─── Data lines

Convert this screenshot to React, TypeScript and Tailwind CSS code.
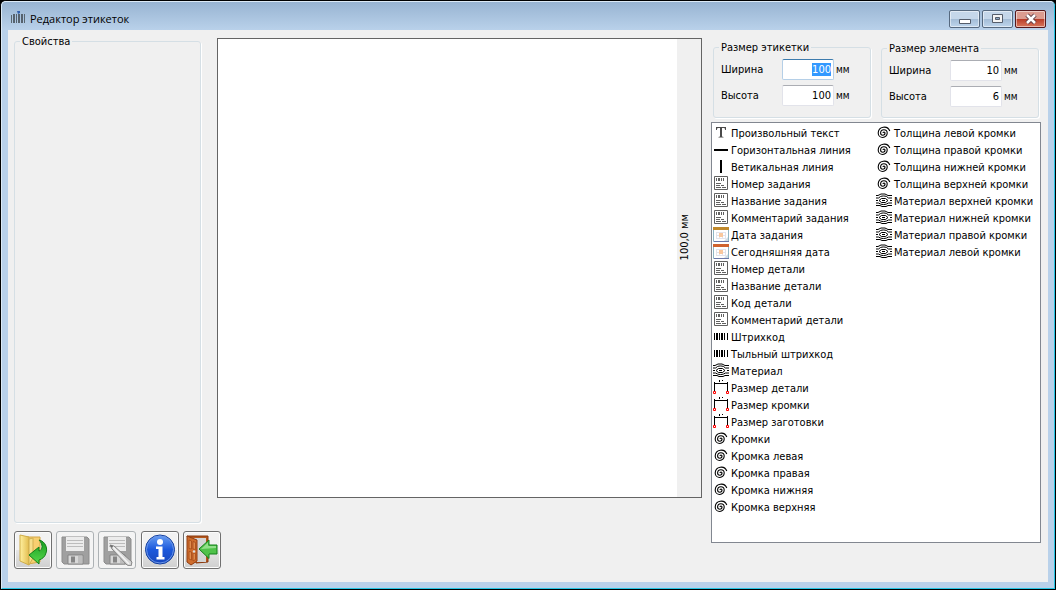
import type { ReactNode } from "react";
import clsx from "clsx";

type IconName =
	| "text"
	| "hline"
	| "vline"
	| "label"
	| "date"
	| "today"
	| "barcode"
	| "wood"
	| "size"
	| "spiral";

type ListItem = { icon: IconName; title: string };

const leftItems: ListItem[] = [
	{ icon: "text", title: "Произвольный текст" },
	{ icon: "hline", title: "Горизонтальная линия" },
	{ icon: "vline", title: "Ветикальная линия" },
	{ icon: "label", title: "Номер задания" },
	{ icon: "label", title: "Название задания" },
	{ icon: "label", title: "Комментарий задания" },
	{ icon: "date", title: "Дата задания" },
	{ icon: "today", title: "Сегодняшняя дата" },
	{ icon: "label", title: "Номер детали" },
	{ icon: "label", title: "Название детали" },
	{ icon: "label", title: "Код детали" },
	{ icon: "label", title: "Комментарий детали" },
	{ icon: "barcode", title: "Штрихкод" },
	{ icon: "barcode", title: "Тыльный штрихкод" },
	{ icon: "wood", title: "Материал" },
	{ icon: "size", title: "Размер детали" },
	{ icon: "size", title: "Размер кромки" },
	{ icon: "size", title: "Размер заготовки" },
	{ icon: "spiral", title: "Кромки" },
	{ icon: "spiral", title: "Кромка левая" },
	{ icon: "spiral", title: "Кромка правая" },
	{ icon: "spiral", title: "Кромка нижняя" },
	{ icon: "spiral", title: "Кромка верхняя" },
];

const rightItems: ListItem[] = [
	{ icon: "spiral", title: "Толщина левой кромки" },
	{ icon: "spiral", title: "Толщина правой кромки" },
	{ icon: "spiral", title: "Толщина нижней кромки" },
	{ icon: "spiral", title: "Толщина верхней кромки" },
	{ icon: "wood", title: "Материал верхней кромки" },
	{ icon: "wood", title: "Материал нижней кромки" },
	{ icon: "wood", title: "Материал правой кромки" },
	{ icon: "wood", title: "Материал левой кромки" },
];

const Calendar = ({ top }: { top: string }) => (
	<>
		<path d="M0.5 2v13.5h15V2" fill="#fff" stroke="#8fb6c4" />
		<path d="M1 15.5h15" stroke="#6a78a8" />
		<path d="M0 2.5h16" stroke={top} strokeWidth="3" />
		<path d="M3 6.5h9M3 9.5h9M3 12.5h9M3.5 6v7M6.5 6v7M9.5 6v7M12.5 6v7" stroke="#e3e3ea" />
		<rect x="6" y="7" width="4" height="4" fill="#f9c79c" />
		<path d="M11 15l4-4v4z" fill="#cfdde6" />
	</>
);

const icons: Record<IconName, ReactNode> = {
	text: (
		<path
			d="M3 3h10v3h-.8L11.500 4H9v8.500l1.500.5v.5h-5V13l1.500-.5V4H4.500l-.7 2H3z"
			fill="#4a4a4a"
		/>
	),
	hline: <path d="M1 9h14" stroke="#000" strokeWidth="2" />,
	vline: <path d="M8 2v13" stroke="#000" strokeWidth="2" />,
	label: (
		<g stroke="#606060" fill="none">
			<path d="M1.5 1.5h13v13h-13z" fill="#fff" />
			<path d="M3.5 3v3M5.5 3v3M6.5 3v3M8.5 3v3M10.5 3v3M3 8.5h5M3 10.5h4M8 10.5h3M3 12.5h5M9 12.5h4" />
		</g>
	),
	date: <Calendar top="#c0892c" />,
	today: <Calendar top="#d0632f" />,
	barcode: <path d="M1 5h1v7H1zM3 5h2v7H3zM6 5h1v7H6zM8 5h2v7H8zM11 5h1v7h-1zM14 5h1v7h-1z" fill="#000" />,
	wood: (
		<g fill="none" stroke="#000">
			<path d="M0 3.5h2l3-1.500h4l3 1.500h4M0 6h2.500l2-1.500c2-.7 4-.7 6 0l2 1.500H16" />
			<path d="M0 13.5h4l2 1h4l2-1h4M0 11h2.500l2 1c2 .7 4 .7 6 0l2-1H16" />
			<path d="M0 8.500h2M16 8.500h-2" />
			<path d="M3 8.500L5.500 6.500h4L12 8.500l-2.500 2h-4z" />
			<path d="M6 8.500h3" />
		</g>
	),
	size: (
		<g fill="none">
			<path d="M1.5 3v9M14.5 3v9M1 4.5h14M6.5 1v2M9.5 1v1" stroke="#000" />
			<path d="M0.5 12.5h2v2h-2zM13.5 12.5h2v2h-2z" stroke="#f00" />
		</g>
	),
	spiral: (
		<path
			d="M7 9a1 1 0 0 1 2 0a2.200 2.200 0 0 1-4.400 0a3.300 3.300 0 0 1 6.600 0a4.500 4.500 0 0 1-9 0a6 6 0 0 1 11.600-2"
			fill="none"
			stroke="#000"
			strokeWidth="1.100"
		/>
	),
};

const ItemList = ({ items }: { items: ListItem[] }) => (
	<ul>
		{items.map((item) => (
			<li key={item.title} className="flex h-[17px] items-start gap-0.5 whitespace-nowrap leading-[19px]">
				<svg viewBox="0 0 16 16" className="size-4 shrink-0">
					{icons[item.icon]}
				</svg>
				<span>{item.title}</span>
			</li>
		))}
	</ul>
);

type GroupProps = { title: string; className?: string; children?: ReactNode };

const Group = ({ title, className, children }: GroupProps) => (
	<fieldset
		className={clsx(
			"min-w-0 rounded-[3px] border border-[#d5dfe5] px-[5px] shadow-[1px_1px_0_#fff]",
			className,
		)}
	>
		<legend className="px-0.5 leading-[13px]">{title}</legend>
		{children}
	</fieldset>
);

type SizeFieldProps = { id: string; label: string; value: string; active?: boolean };

const SizeField = ({ id, label, value, active }: SizeFieldProps) => (
	<div className="flex items-center pl-0.5">
		<label htmlFor={id} className="w-[61px]">
			{label}
		</label>
		<input
			id={id}
			defaultValue={value}
			autoFocus={active}
			onFocus={(e) => e.target.select()}
			className={clsx(
				"h-[21px] w-[52px] rounded-[2px] border bg-white pr-0.5 text-right outline-none selection:bg-[#3399ff] selection:text-white",
				active
					? "border-[#b5cfe7] border-t-[#3d7bad]"
					: "border-[#e2e3ea] border-t-[#abadb3]",
			)}
		/>
		<span className="pl-0.5 text-[10px]">мм</span>
	</div>
);

type ToolButtonProps = { label: string; disabled?: boolean; children: ReactNode };

const ToolButton = ({ label, disabled, children }: ToolButtonProps) => (
	<button
		aria-label={label}
		disabled={disabled}
		className={clsx(
			"flex size-[38px] items-center justify-center rounded-[3px] border",
			disabled
				? "border-[#adb2b5] bg-[#f4f4f4]"
				: "border-[#707070] bg-linear-to-b from-[#f2f2f2] from-50% via-[#e6e6e6] via-50% to-[#cfcfcf] inset-shadow-[0_0_0_1px_#fcfcfc]",
		)}
	>
		<svg viewBox="0 0 32 32" className="size-8">
			{children}
		</svg>
	</button>
);

const Floppy = () => (
	<>
		<path d="M3 3h25l2 2v25H5l-2-2z" fill="#a0a0a0" stroke="#8d8d8d" />
		<path d="M7 3h18v14H7z" fill="#ececec" />
		<path d="M8 6.5h16M8 9.5h16M8 12.5h16" stroke="#bcbcbc" />
		<path d="M9 21h15v9H9z" fill="#d8d8d8" stroke="#858585" />
		<path d="M12 22.5h4v6h-4z" fill="#858585" />
		<path d="M19 22h4v7h-4z" fill="#bdbdbd" />
	</>
);

const Toolbar = () => (
	<div className="flex gap-1">
		<ToolButton label="Открыть">
			<defs>
				<linearGradient id="folder">
					<stop offset="0" stopColor="#fff0a0" />
					<stop offset="1" stopColor="#e3bd4f" />
				</linearGradient>
				<linearGradient id="green" x2="0" y2="1">
					<stop offset="0" stopColor="#159d20" />
					<stop offset="1" stopColor="#58d84b" />
				</linearGradient>
			</defs>
			<path d="M8 3h15v25l-12 2z" fill="#f7cf70" stroke="#d3a647" />
			<path d="M3 1l9 2v28l-9-4z" fill="url(#folder)" stroke="#cfad48" />
			<path d="M12 5l4-1v20l-4 7z" fill="#f5df8b" stroke="#d0af51" />
			<path
				d="M22 6c6 1 9 8 7 13-1 4-4 6-7 7v4l-10-9 10-8v4c4-1 4-7 0-11z"
				fill="url(#green)"
				stroke="#127f19"
			/>
		</ToolButton>
		<ToolButton label="Сохранить" disabled>
			<Floppy />
		</ToolButton>
		<ToolButton label="Сохранить как" disabled>
			<Floppy />
			<path d="M9 11l4 1 18 16-1 4-4-1L11 15z" fill="#d6d6d6" stroke="#858585" />
			<path d="M12 13l16 17" stroke="#f4f4f4" strokeWidth="1.5" />
			<path d="M9 11l3 1-1 2z" fill="#666" />
		</ToolButton>
		<div className="pl-px">
			<ToolButton label="Информация">
				<defs>
					<linearGradient id="info" x2="0" y2="1">
						<stop offset="0" stopColor="#6aa0f4" />
						<stop offset="0.5" stopColor="#1c59dc" />
						<stop offset="1" stopColor="#1746bb" />
					</linearGradient>
				</defs>
				<circle cx="16" cy="15.5" r="14.5" fill="url(#info)" stroke="#143f9c" />
				<circle cx="16" cy="15.5" r="13.5" fill="none" stroke="#6c96e8" />
				<circle cx="16" cy="8" r="3" fill="#fff" />
				<path d="M12 12.5h6.500V23H20.500v2.500h-8V23h2v-8H12z" fill="#fff" />
			</ToolButton>
		</div>
		<ToolButton label="Выход">
			<path d="M1 2h21v26l-12 1z" fill="#b5571b" stroke="#87380f" />
			<path d="M4 4h16v24H9z" fill="#d4d4d4" />
			<path d="M1 2l10 4v21l-6 4-4-3z" fill="#cf6d2d" stroke="#913c11" />
			<path
				d="M3 6l2.500 1v8L3 14.500zM7 7.500l2.500 1v7L7 15zM3 17.500l2.500.5v8L3 25zM7 19l2.500.5v6L7 27z"
				fill="#e08a4a"
				stroke="#a44a18"
				strokeWidth="0.8"
			/>
			<circle cx="8" cy="17.5" r="1.2" fill="#ddd" />
			<path d="M13 15l10-9v5h8v9h-8v4.500z" fill="#4fc24a" stroke="#15801a" />
			<path d="M15 15l7-6.500V12h8v2z" fill="#91df89" />
		</ToolButton>
	</div>
);

const captionButton =
	"flex h-[18px] w-[31px] items-center justify-center rounded-[2px] border inset-shadow-[0_0_0_1px_#ffffff80]";
const captionBlue =
	"border-[#56697f] bg-linear-to-b from-[#c5d7ea] from-50% via-[#a3bcd6] via-50% to-[#bed5ec]";

const TitleBar = () => (
	<header className="flex h-[28px] items-start justify-between bg-linear-to-b from-[#98b4d2] to-[#b9d1ea] pl-2">
		<div className="flex gap-1 pt-2 font-['Open_Sans',sans-serif] leading-[18px]">
			<svg viewBox="0 0 16 16" className="size-4">
				<path d="M1.5 5v8M14.5 4v9" stroke="#59666f" />
				<path d="M3 4h2v9H3zM6 4h1v9H6zM8 4h2v9H8zM11 4h2v9h-2z" fill="#56626e" />
				<path d="M7 1h3v2L8 4z" fill="#315fab" />
			</svg>
			<h1>Редактор этикеток</h1>
		</div>
		<div className="flex gap-0.5 pr-2 pt-2">
			<button aria-label="Свернуть" className={clsx(captionButton, captionBlue)}>
				<svg viewBox="0 0 12 12" className="size-3">
					<path d="M0.5 6.5h11v4H0.500z" fill="#fff" stroke="#555d6b" />
				</svg>
			</button>
			<button aria-label="Развернуть" className={clsx(captionButton, captionBlue)}>
				<svg viewBox="0 0 12 12" className="size-3">
					<path d="M0.5 1.5h10v8h-10z" fill="#f4f4f4" stroke="#555d6b" />
					<path d="M3.5 4.5h4v2h-4z" fill="#8da7c4" stroke="#555d6b" />
				</svg>
			</button>
			<button
				aria-label="Закрыть"
				className={clsx(
					captionButton,
					"border-[#55171b] bg-linear-to-b from-[#dc9c90] from-50% via-[#b83a26] via-50% to-[#d8765c]",
				)}
			>
				<svg viewBox="0 0 12 12" className="size-3">
					<path d="M2 2l8 8M10 2l-8 8" stroke="#5b3b43" strokeWidth="4.5" />
					<path d="M2 2l8 8M10 2l-8 8" stroke="#fff" strokeWidth="2.5" />
				</svg>
			</button>
		</div>
	</header>
);

const App = () => {
	return (
		<div className="min-h-screen bg-black">
			<div className="flex min-h-screen flex-col rounded-t-[6px] border border-black bg-[#b9d1ea] font-['DejaVu_Sans_Condensed','Noto_Sans',sans-serif] text-[11px] leading-[13px] text-black">
				<div className="flex flex-1 flex-col overflow-hidden rounded-t-[5px] border border-[#26c5e4] border-l-[#dceaf6] border-t-[#dceaf6]">
					<TitleBar />
					<main className="mx-1.5 mb-1.5 flex flex-1 gap-[9px] bg-[#f0f0f0] pl-1.5 pr-[7px]">
						{/* PROPERTIES + LABEL */}
						<div className="flex flex-1 flex-col pb-[13px]">
							<div className="mb-2 flex flex-1 gap-4">
								<Group title="Свойства" className="mt-[5px] w-[187px]" />
								<section className="mb-[25px] mt-2 flex flex-1 border border-[#646464] bg-white">
									<div className="ml-auto flex w-6 items-center justify-center bg-[#f0f0f0] pb-[62px] pr-2.5">
										<span className="rotate-180 whitespace-nowrap [writing-mode:vertical-rl]">
											100,0 мм
										</span>
									</div>
								</section>
							</div>
							<Toolbar />
						</div>

						{/* SIZES + ELEMENTS */}
						<div className="flex w-[330px] flex-col pb-[39px] pt-[11px]">
							<div className="mb-1 flex h-[77px] justify-between px-0.5">
								<Group title="Размер этикетки" className="w-[158px]">
									<div className="flex flex-col gap-[5px] pt-[5px]">
										<SizeField id="label-width" label="Ширина" value="100" active />
										<SizeField id="label-height" label="Высота" value="100" />
									</div>
								</Group>
								<Group title="Размер элемента" className="mt-px w-[158px]">
									<div className="flex flex-col gap-[5px] pt-[5px]">
										<SizeField id="item-width" label="Ширина" value="10" />
										<SizeField id="item-height" label="Высота" value="6" />
									</div>
								</Group>
							</div>
							<div className="flex flex-1 border border-[#828790] bg-white py-px pl-px">
								<div className="w-[163px]">
									<ItemList items={leftItems} />
								</div>
								<ItemList items={rightItems} />
							</div>
						</div>
					</main>
				</div>
			</div>
		</div>
	);
};

export default App;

──────

* What to produce: Return only the lines running from the top of the data to the line that holds "IconName; title: string". Include both of those lines, but skip the pictures.

* Solution to the exercise:
Convert this screenshot to React, TypeScript and Tailwind CSS code.
import type { ReactNode } from "react";
import clsx from "clsx";

type IconName =
	| "text"
	| "hline"
	| "vline"
	| "label"
	| "date"
	| "today"
	| "barcode"
	| "wood"
	| "size"
	| "spiral";

type ListItem = { icon: IconName; title: string };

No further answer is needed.